Australian electronics importer Kogan have demonstrated a prototype $200 tablet computer with a 7 inch screen running Android and Ubuntu. The company is asking for input on what should be in the final design and, despite the hype around the Apple iPad, if anyone wants such a device. This "crowd sourcing" the design seems to work, I have been using the Kogan Agora Linux netbook for several months and have been impressed by how it has a low price but the features I want.
But will a product with features selected by enthusiasts like me appeal to a wider market? Is there any such market? Ruslan, the founder of the Kogan company seems sceptical and is essentially wanting the customers to convince him. The choice of a 7 inch screen looks a good one, the Apple iPad's 9 inch screen making the device too large and heavy (I have tried a mock-up iPad built by one of my ANU colleagues). This is the size of the original Asus EEE PC, which started the netbook craze. An obvious option, mentioned in the Kogan web site, is a removable keyboard, turning this into essentially a netbook with a removable keyboard. There are laptops with screen which swivel and fold to turn them into tablets.
One very good feature of the Kogan Agora is that it is easily upgraded via a large panel held on by one screw at the back. This lets you get to the expansion slots, disk drive and memory. That would be a good feature for the tablet. Another useful feature would be a USB socket in a recess in the back of the computer, large enough to hold a USB 3G modem. This would be much lower cost and more versitile than building a 3G modem into the computer.
One standards feature I would like to see on the tablet would be a VGA socket. This would allow the tablet to be docked and used with an external keyboard and screen as a desktop computer. The screen and battery could be omitted from one model of the tablet to make a $99 desktop web terminal. Many people just want a desktop computer to surf the web with and not fiddle around with loading complex software.
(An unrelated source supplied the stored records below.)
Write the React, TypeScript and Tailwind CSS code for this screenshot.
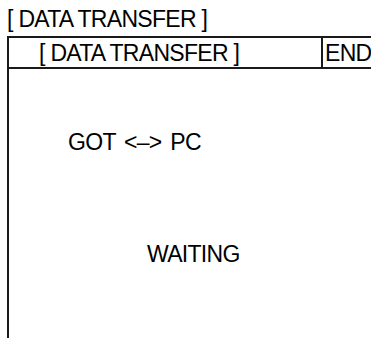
import React from 'react';

const font = { fontFamily: '"Liberation Sans", Arial, sans-serif' };

export default function App() {
    return (
        <div className="w-[371px] h-[338px] overflow-hidden bg-white text-black text-[23px] leading-[24px] tracking-[-0.7px]" style={font}>
            {/* Screen title */}
            <div className="pl-[7px] pt-[7px] h-[36px]">[ DATA TRANSFER ]</div>

            {/* Panel */}
            <div className="ml-[7px] w-[420px] h-[310px] border-l-2 border-t-2 border-[#1a1a1a]">
                <div className="flex h-[31px] border-b-2 border-[#1a1a1a]">
                    <div className="w-[314px] border-r-2 border-[#1a1a1a] pl-[30px] pt-[3px]">[ DATA TRANSFER ]</div>
                    <div className="pl-[2px] pt-[3px]">END</div>
                </div>

                <div className="pl-[59px] pt-[61px] [word-spacing:3px]">GOT &lt;–&gt; PC</div>
                <div className="pl-[138px] pt-[88px]">WAITING</div>
            </div>
        </div>
    );
}
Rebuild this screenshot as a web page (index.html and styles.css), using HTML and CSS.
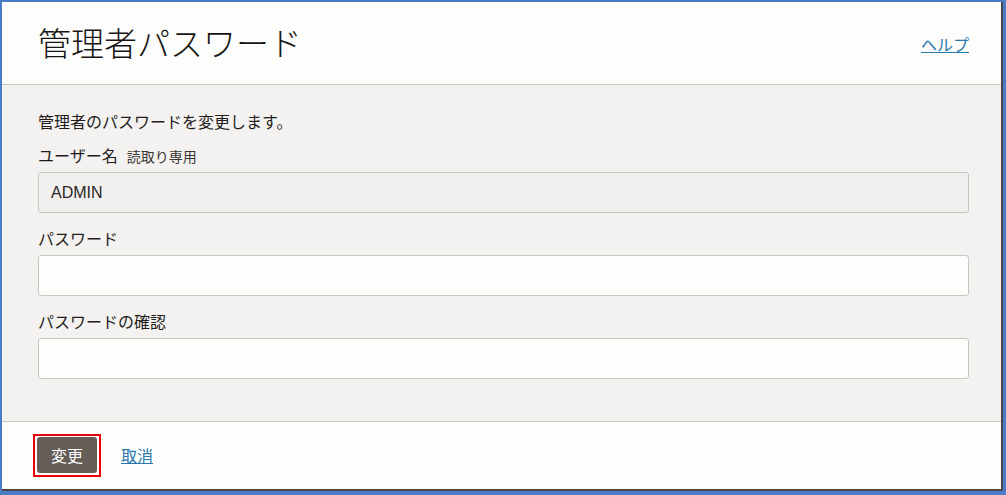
FILE: index.html
```html
<!DOCTYPE html>
<html lang="ja">
<head>
<meta charset="utf-8">
<title>管理者パスワード</title>
<link rel="stylesheet" href="styles.css">
</head>
<body>
<div class="dialog">
  <header class="dlg-header">
    <h1 class="dlg-title">管理者パスワード</h1>
    <a class="link help" href="#">ヘルプ</a>
  </header>
  <main class="dlg-body">
    <p class="desc">管理者のパスワードを変更します。</p>
    <div class="field">
      <label class="label">ユーザー名<span class="ro">読取り専用</span></label>
      <div class="input readonly">ADMIN</div>
    </div>
    <div class="field">
      <label class="label">パスワード</label>
      <div class="input"></div>
    </div>
    <div class="field">
      <label class="label">パスワードの確認</label>
      <div class="input"></div>
    </div>
  </main>
  <footer class="dlg-footer">
    <div class="highlight"><button class="btn-primary">変更</button></div>
    <a class="link cancel" href="#">取消</a>
  </footer>
</div>
</body>
</html>
```
FILE: styles.css
```css
* { box-sizing: border-box; }
html, body { margin: 0; padding: 0; }
body {
  background: #4a7cc8;
  font-family: "Noto Sans CJK JP", "Noto Sans", sans-serif;
  color: #1f1c1a;
  width: 1006px;
  height: 495px;
  overflow: hidden;
}
.dialog {
  margin: 2px 3px 0 2px;
  height: 489px;
  background: #fdfdfc;
  border-right: 2px solid #4b4744;
  border-bottom: 2px solid #4b4744;
  display: flex;
  flex-direction: column;
}
.dlg-header {
  height: 83px;
  flex: none;
  display: flex;
  align-items: center;
  justify-content: space-between;
  padding: 0 32px 0 36px;
  border-bottom: 1px solid #cbc7c3;
  background: #fdfdfc;
}
.dlg-title {
  margin: 0;
  font-size: 33px;
  font-weight: 300;
  line-height: 40px;
  color: #161513;
  padding-bottom: 2px;
}
.link {
  color: #2b78ad;
  text-decoration: underline;
  font-size: 16px;
  line-height: 20px;
}
.help { margin-top: 2px; }
.dlg-body {
  flex: none;
  height: 337px;
  background: #f3f2f1;
  border-bottom: 1px solid #cbc7c3;
  padding: 26px 32px 0 36px;
}
.desc {
  margin: 0 0 14px;
  font-size: 16px;
  line-height: 20px;
  color: #1f1c1a;
}
.field { margin-bottom: 15px; }
.label {
  display: block;
  font-size: 16px;
  line-height: 20px;
  margin-bottom: 6px;
  color: #1f1c1a;
}
.field + .field .label { margin-bottom: 7px; }
.ro {
  font-size: 14px;
  margin-left: 9px;
  color: #3a3633;
}
.input {
  height: 41px;
  border: 1px solid #c9c5c1;
  border-radius: 3px;
  background: #fdfdfc;
  padding: 0 12px;
  display: flex;
  align-items: center;
  font-family: "Liberation Sans", Arial, sans-serif;
  font-size: 16px;
  color: #2a2725;
}
.input.readonly { background: #f1f0ef; }
.dlg-footer {
  flex: 1;
  display: flex;
  align-items: center;
  padding: 0 0 0 31px;
  gap: 20px;
}
.highlight {
  border: 2px solid #e8000b;
  padding: 1px 2px 2px 2px;
  display: flex;
}
.btn-primary {
  width: 60px;
  height: 36px;
  border: none;
  border-radius: 3px;
  background: #655d57;
  color: #ffffff;
  font-family: "Noto Sans CJK JP", sans-serif;
  font-size: 16px;
  padding: 0;
}
.cancel { margin-top: -1px; }
```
The obvious name for a Kogan table is the "kPad". But perhaps it could use of one of the names for an ancient wax tablet, such as deltos. Images of these being used in antiquity look remarkably like modern computer tablets. This seems apt as Kogan's Agora seems to be named after an ancient "place of assembly", where such tablets would be used.
In 1996 I wrote a future history talk "Australia: The Networked Nation" featuring a hypothetical PADD (named after the devices in Star Trek). My device was to be 176 × 250 x 10 mm. The Apple iPad comes close at 190 x 243 x 13 mm and the Kogan would be closer.